## Problem
All lines holding the string "TypeScript" are to be shown.

## Provided data
-=-=-
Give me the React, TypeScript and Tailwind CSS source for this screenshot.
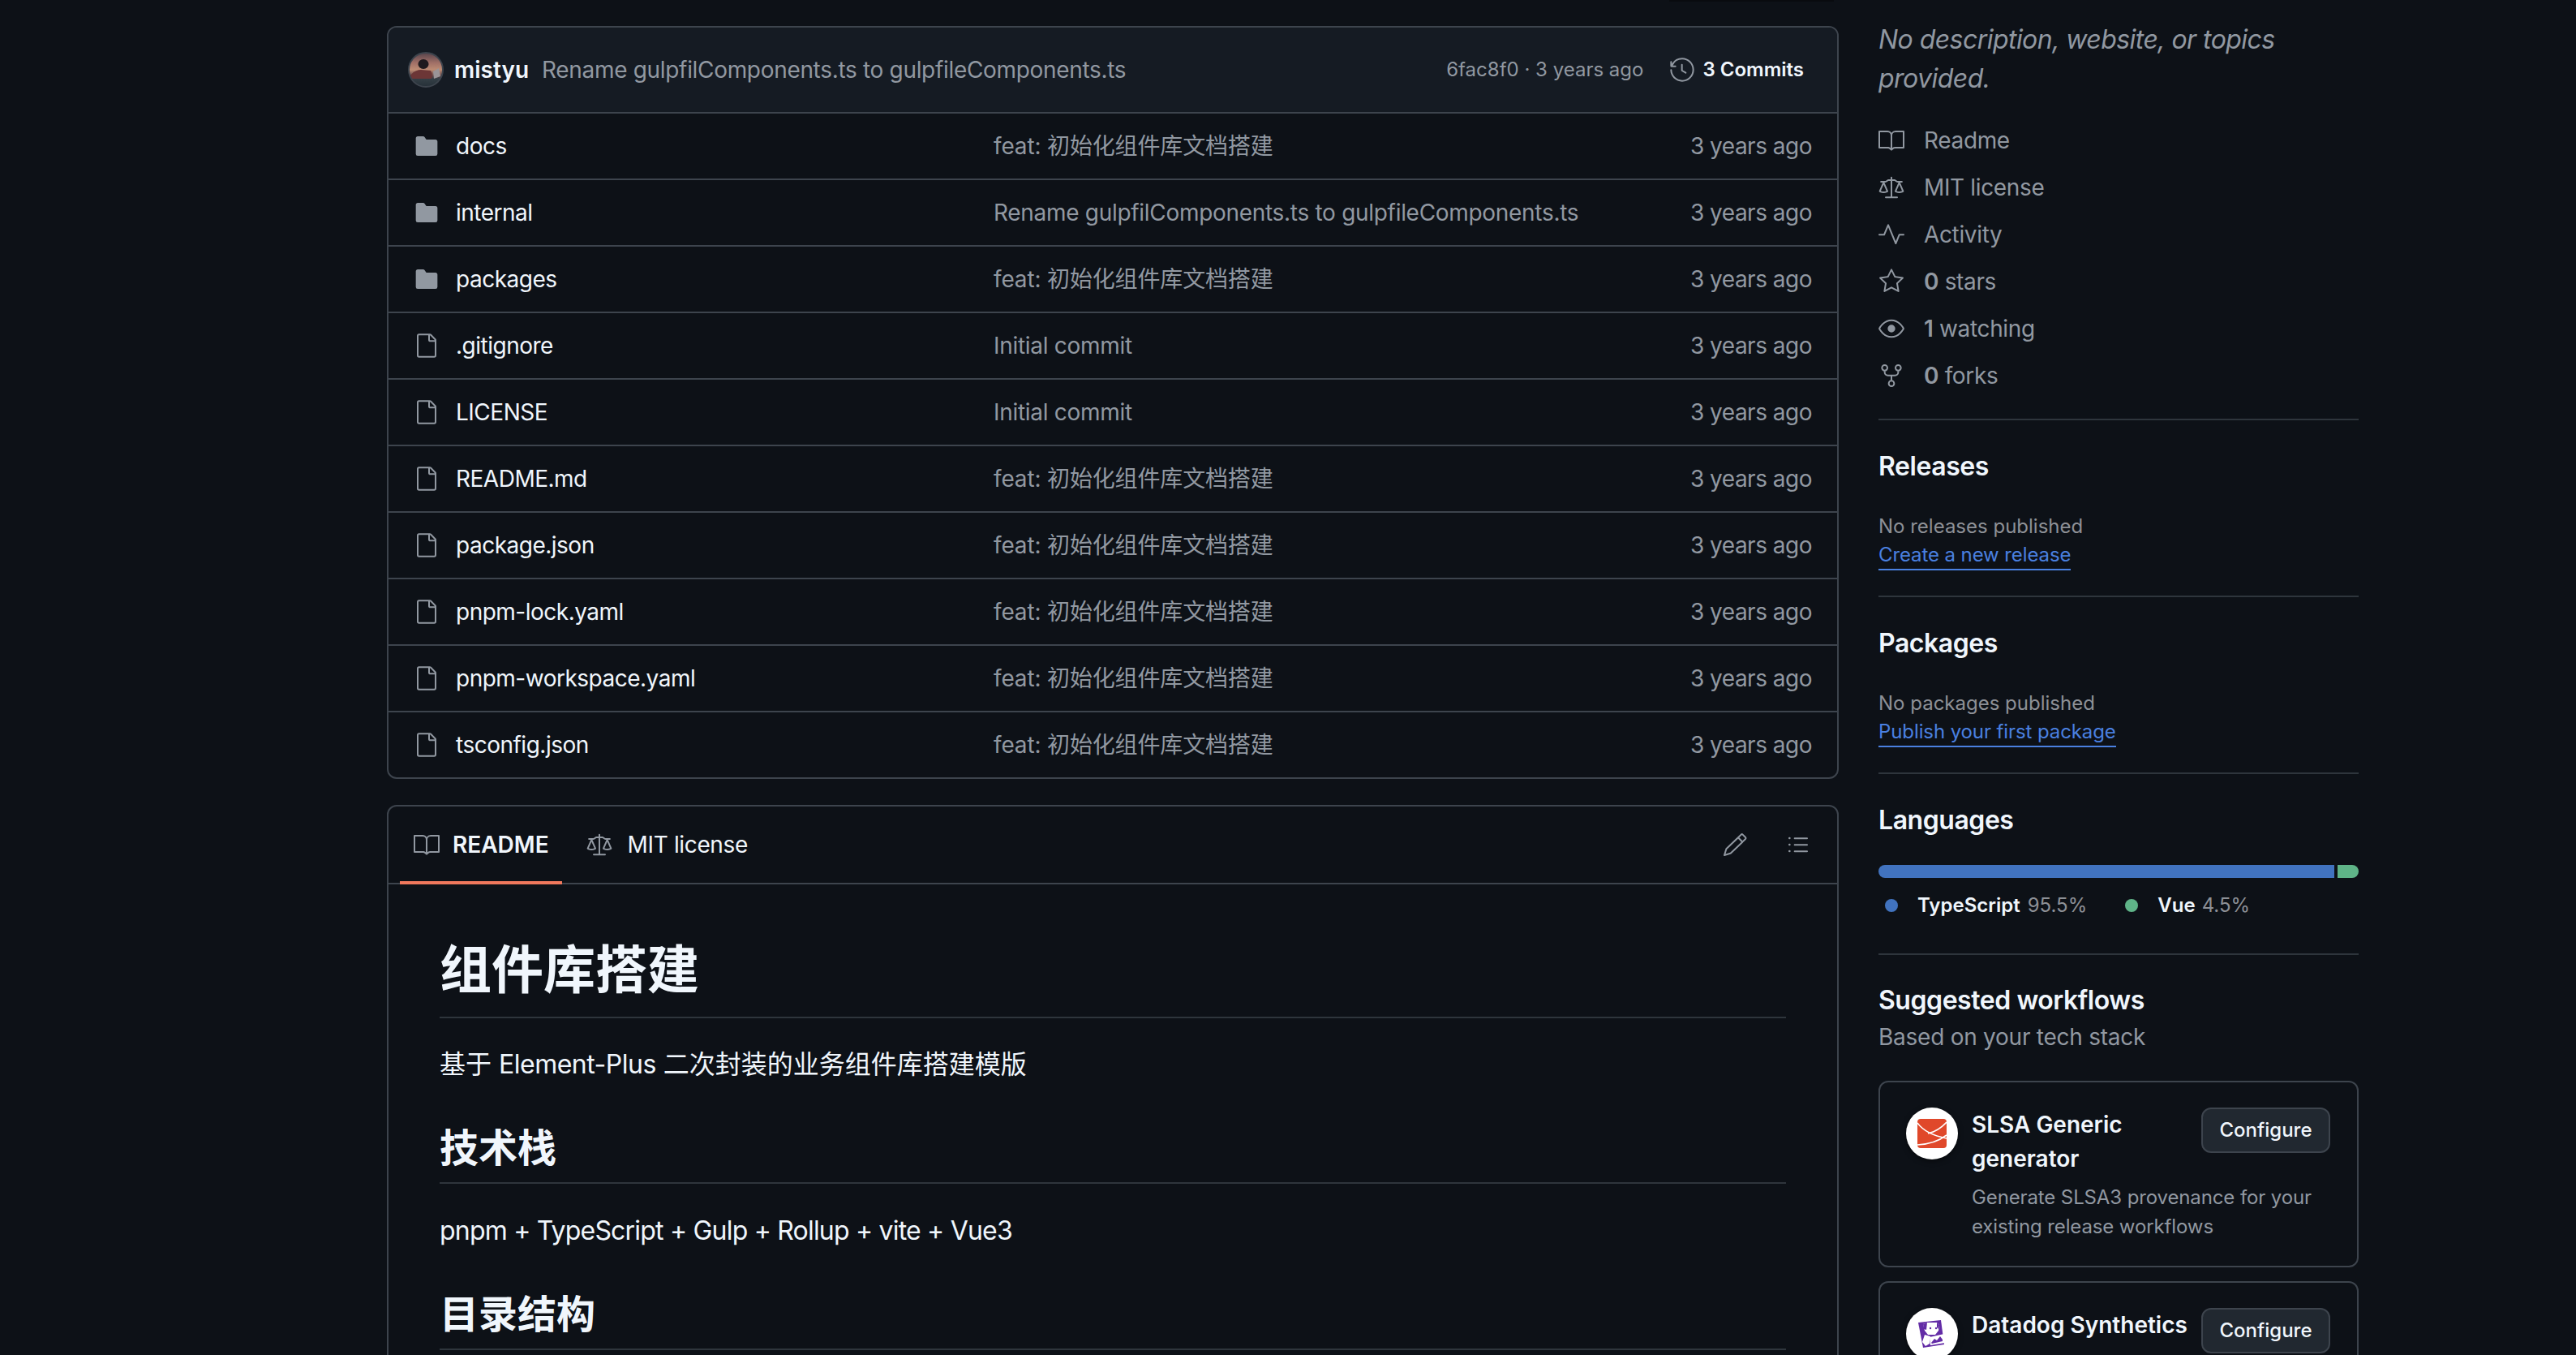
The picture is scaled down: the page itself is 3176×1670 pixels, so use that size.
import {
  GoBook,
  GoEye,
  GoFile,
  GoFileDirectoryFill,
  GoHistory,
  GoLaw,
  GoListUnordered,
  GoPencil,
  GoPulse,
  GoRepoForked,
  GoStar,
} from "react-icons/go";

const FEAT = "feat: 初始化组件库文档搭建";

const files = [
  { name: "docs", dir: true, msg: FEAT },
  { name: "internal", dir: true, msg: "Rename gulpfilComponents.ts to gulpfileComponents.ts" },
  { name: "packages", dir: true, msg: FEAT },
  { name: ".gitignore", dir: false, msg: "Initial commit" },
  { name: "LICENSE", dir: false, msg: "Initial commit" },
  { name: "README.md", dir: false, msg: FEAT },
  { name: "package.json", dir: false, msg: FEAT },
  { name: "pnpm-lock.yaml", dir: false, msg: FEAT },
  { name: "pnpm-workspace.yaml", dir: false, msg: FEAT },
  { name: "tsconfig.json", dir: false, msg: FEAT },
];

function MistyuAvatar() {
  return (
    <svg viewBox="0 0 44 44" className="w-[44px] h-[44px] shrink-0">
      <defs>
        <linearGradient id="sunset" x1="0" y1="0" x2="0" y2="1">
          <stop offset="0" stopColor="#4f3f49" />
          <stop offset="0.3" stopColor="#a06f66" />
          <stop offset="0.5" stopColor="#bd8c74" />
          <stop offset="0.68" stopColor="#5f4346" />
          <stop offset="0.75" stopColor="#343f46" />
          <stop offset="1" stopColor="#242e36" />
        </linearGradient>
        <clipPath id="round">
          <circle cx="22" cy="22" r="21" />
        </clipPath>
      </defs>
      <g clipPath="url(#round)">
        <rect width="44" height="44" fill="url(#sunset)" />
        <path d="M2 30 Q8 22 16 22 L28 23 Q31 27 29 33 L2 33 Z" fill="#6c3636" />
        <ellipse cx="19" cy="15" rx="6.5" ry="6" fill="#1f1a1e" />
        <path d="M31 24 L38 20 L40 30 L32 33 Z" fill="#9a9497" />
      </g>
      <circle cx="22" cy="22" r="21" fill="none" stroke="#3d444d" strokeWidth="2" />
    </svg>
  );
}

function SlsaLogo() {
  return (
    <div className="w-[64px] h-[64px] shrink-0 rounded-full bg-white shadow-[0_2px_6px_rgba(0,0,0,0.5)] flex items-center justify-center">
      <svg viewBox="0 0 36 36" className="w-[36px] h-[36px]">
        <rect width="36" height="36" rx="4" fill="#e0482a" />
        <path d="M0 5 Q10 19 36 24" fill="none" stroke="#fff" strokeWidth="1.6" />
        <path d="M36 4 Q26 15 13 18" fill="none" stroke="#fff" strokeWidth="1.6" />
        <path d="M0 32 Q22 31 36 20" fill="none" stroke="#fff" strokeWidth="1.6" />
      </svg>
    </div>
  );
}

function DatadogLogo() {
  return (
    <div className="w-[64px] h-[64px] shrink-0 rounded-full bg-white shadow-[0_2px_6px_rgba(0,0,0,0.5)]">
      <svg viewBox="0 0 64 64" className="w-[64px] h-[64px]">
        <polygon points="15,18 43,15 47,45 21,49" fill="#632ca6" />
        <path d="M21 20 L26 18 L38 18 L41 21 L40 28 L36 33 L27 33 L23 28 Z" fill="#fff" />
        <path d="M23 33 L30 35 L29 44 L24 47 L20 42 Z" fill="#fff" />
        <polygon points="29,36 47,32 48,43 30,46" fill="#fff" />
        <path d="M31 43 L35 38 L38 40 L42 35 L45 39 L45 41 L32 44 Z" fill="#632ca6" />
        <circle cx="30" cy="25" r="1.2" fill="#632ca6" />
        <circle cx="37" cy="25" r="1.2" fill="#632ca6" />
        <path d="M21 20 L26 18 L25 27 L22 26 Z" fill="#632ca6" />
        <path d="M38 18 L41 21 L40 26 L38 24 Z" fill="#632ca6" />
      </svg>
    </div>
  );
}

function Stat({ icon, children }: { icon: React.ReactNode; children: React.ReactNode }) {
  return (
    <div className="flex items-center h-[58px] gap-[24px] text-[28px] tracking-[-0.35px] text-[#9198a1]">
      <span className="w-[32px] h-[32px] shrink-0 flex items-center justify-center">{icon}</span>
      <span>{children}</span>
    </div>
  );
}

function WorkflowCard({
  logo,
  title,
  desc,
  className,
}: {
  logo: React.ReactNode;
  title: string;
  desc?: string;
  className?: string;
}) {
  return (
    <div className={`rounded-[12px] border-2 border-[#3d444d] pl-[32px] pr-[33px] pt-[31px] pb-[30px] flex gap-[17px] ${className ?? ""}`}>
      {logo}
      <div className="flex-1 min-w-0">
        <div className="flex items-start justify-between gap-[8px]">
          <div className="text-[28px] leading-[42px] font-semibold text-[#f0f6fc]">{title}</div>
          <button className="w-[159px] h-[56px] shrink-0 rounded-[12px] border-2 border-[#3d444d] bg-[#212830] text-[24px] font-medium text-[#f0f6fc]">
            Configure
          </button>
        </div>
        {desc && <p className="mt-[9px] text-[24px] leading-[36px] tracking-[-0.12px] text-[#9198a1]">{desc}</p>}
      </div>
    </div>
  );
}

export default function App() {
  return (
    <div className="relative h-[1670px] overflow-hidden bg-[#0d1117] flex pl-[477px] font-['Inter','Noto_Sans_CJK_SC',sans-serif] text-[#f0f6fc]">
      <div className="absolute top-0 left-[2058px] w-[203px] h-[2px] bg-[#090b0f]" />

      <main className="w-[1790px] shrink-0 pt-[32px]">
        <div className="rounded-[12px] border-2 border-[#3d444d]">
          <div className="h-[106px] rounded-t-[10px] bg-[#151b23] border-b-2 border-[#3d444d] flex items-center pl-[24px] pr-[41px]">
            <MistyuAvatar />
            <span className="ml-[13px] text-[28px] font-semibold">mistyu</span>
            <span className="ml-[16px] text-[28px] tracking-[-0.32px] text-[#9198a1]">
              Rename gulpfilComponents.ts to gulpfileComponents.ts
            </span>
            <span className="ml-auto text-[24px] text-[#9198a1]">6fac8f0 · 3 years ago</span>
            <GoHistory className="ml-[32px] text-[#9198a1]" size={32} />
            <span className="ml-[9px] text-[24px] font-semibold">3 Commits</span>
          </div>

          {files.map((f, i) => (
            <div
              key={f.name}
              className={`flex items-center pl-[31px] pr-[31px] ${i < files.length - 1 ? "h-[82px] border-b-2 border-[#3d444d]" : "h-[80px]"}`}
            >
              {f.dir ? (
                <GoFileDirectoryFill className="shrink-0 text-[#9198a1]" size={32} />
              ) : (
                <GoFile className="shrink-0 text-[#9198a1]" size={32} />
              )}
              <span className="ml-[20px] w-[663px] shrink-0 text-[28px] tracking-[-0.5px]">{f.name}</span>
              <span className={`text-[28px] text-[#9198a1] ${f.msg === FEAT ? "tracking-[-0.15px]" : "tracking-[-0.3px]"}`}>{f.msg}</span>
              <span className="ml-auto text-[28px] tracking-[-0.5px] text-[#9198a1]">3 years ago</span>
            </div>
          ))}
        </div>

        <div className="mt-[32px] rounded-t-[12px] border-2 border-[#3d444d] h-[800px]">
          <div className="h-[96px] border-b-2 border-[#3d444d] flex items-stretch pl-[14px] pr-[32px]">
            <div className="-mb-[2px] h-[96px] pt-[2px] border-b-4 border-[#f0785c] flex items-center gap-[16px] pl-[17px] pr-[16px]">
              <GoBook className="text-[#9198a1]" size={32} />
              <span className="text-[28px] font-semibold">README</span>
            </div>
            <div className="ml-[13px] flex items-center gap-[19px] pl-[17px]">
              <GoLaw className="text-[#9198a1]" size={32} />
              <span className="text-[28px] tracking-[-0.36px]">MIT license</span>
            </div>
            <div className="ml-auto flex items-center gap-[46px]">
              <GoPencil className="text-[#9198a1]" size={32} />
              <GoListUnordered className="text-[#9198a1]" size={32} />
            </div>
          </div>

          <div className="px-[63px] pt-[65px]">
            <h1 className="text-[64px] leading-[80px] font-bold pb-[18px] border-b-2 border-[#3d444db3]">组件库搭建</h1>
            <p className="mt-[33px] text-[32px] leading-[48px]">
              基于 <span className="tracking-[-0.5px]">Element-Plus</span> 二次封装的业务组件库搭建模版
            </p>
            <h2 className="mt-[47px] pt-[2px] text-[48px] leading-[60px] font-bold pb-[12px] border-b-2 border-[#3d444db3]">技术栈</h2>
            <p className="mt-[34px] text-[32px] leading-[48px] tracking-[-0.8px]">pnpm + TypeScript + Gulp + Rollup + vite + Vue3</p>
            <h2 className="mt-[47px] pt-[2px] text-[48px] leading-[60px] font-bold pb-[12px] border-b-2 border-[#3d444db3]">目录结构</h2>
          </div>
        </div>
      </main>

      <aside className="ml-[49px] w-[592px] shrink-0 pt-[25px]">
        <p className="text-[32px] leading-[48px] italic tracking-[-0.55px] text-[#9198a1]">No description, website, or topics provided.</p>

        <div className="mt-[23px]">
          <Stat icon={<GoBook size={32} />}>Readme</Stat>
          <Stat icon={<GoLaw size={32} />}>MIT license</Stat>
          <Stat icon={<GoPulse size={32} />}>Activity</Stat>
          <Stat icon={<GoStar size={32} />}>
            <b className="font-semibold">0</b> stars
          </Stat>
          <Stat icon={<GoEye size={32} />}>
            <b className="font-semibold">1</b> watching
          </Stat>
          <Stat icon={<GoRepoForked size={32} />}>
            <b className="font-semibold">0</b> forks
          </Stat>
        </div>

        <div className="mt-[24px] h-[2px] bg-[#3d444db3]" />

        <h2 className="mt-[33px] text-[32px] leading-[48px] tracking-[-0.45px] font-semibold">Releases</h2>
        <div className="mt-[32px] text-[24px] leading-[36px] text-[#8d9096]">No releases published</div>
        <a className="block w-fit h-[36px] leading-[34px] text-[24px] tracking-[-0.1px] text-[#4a80e0] border-b-2 border-[#4a80e0]">Create a new release</a>

        <div className="mt-[31px] h-[2px] bg-[#3d444db3]" />

        <h2 className="mt-[33px] text-[32px] leading-[48px] tracking-[-0.45px] font-semibold">Packages</h2>
        <div className="mt-[32px] text-[24px] leading-[36px] text-[#8d9096]">No packages published</div>
        <a className="block w-fit h-[36px] leading-[34px] text-[24px] tracking-[-0.1px] text-[#4a80e0] border-b-2 border-[#4a80e0]">Publish your first package</a>

        <div className="mt-[31px] h-[2px] bg-[#3d444db3]" />

        <h2 className="mt-[33px] text-[32px] leading-[48px] tracking-[-0.45px] font-semibold">Languages</h2>
        <div className="mt-[31px] h-[16px] flex gap-[4px] rounded-full overflow-hidden">
          <div className="w-[562px] bg-[#4173bf]" />
          <div className="flex-1 bg-[#5fb488]" />
        </div>
        <div className="mt-[16px] h-[36px] flex items-center text-[24px]">
          <span className="ml-[8px] w-[16px] h-[16px] rounded-full bg-[#4173bf]" />
          <span className="ml-[24px] font-semibold">TypeScript</span>
          <span className="ml-[9px] text-[#8d9096]">95.5%</span>
          <span className="ml-[47px] w-[16px] h-[16px] rounded-full bg-[#5fb488]" />
          <span className="ml-[24px] font-semibold">Vue</span>
          <span className="ml-[8px] text-[#8d9096]">4.5%</span>
        </div>

        <div className="mt-[41px] h-[2px] bg-[#3d444db3]" />

        <h2 className="mt-[32px] text-[32px] leading-[48px] tracking-[-0.45px] font-semibold">Suggested workflows</h2>
        <div className="text-[28px] leading-[42px] tracking-[-0.25px] text-[#9198a1]">Based on your tech stack</div>

        <WorkflowCard
          className="mt-[33px]"
          logo={<SlsaLogo />}
          title="SLSA Generic generator"
          desc="Generate SLSA3 provenance for your existing release workflows"
        />
        <WorkflowCard className="mt-[17px]" logo={<DatadogLogo />} title="Datadog Synthetics" />
      </aside>
    </div>
  );
}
-=-=-
## Result of the task
Give me the React, TypeScript and Tailwind CSS source for this screenshot.
            <p className="mt-[34px] text-[32px] leading-[48px] tracking-[-0.8px]">pnpm + TypeScript + Gulp + Rollup + vite + Vue3</p>
          <span className="ml-[24px] font-semibold">TypeScript</span>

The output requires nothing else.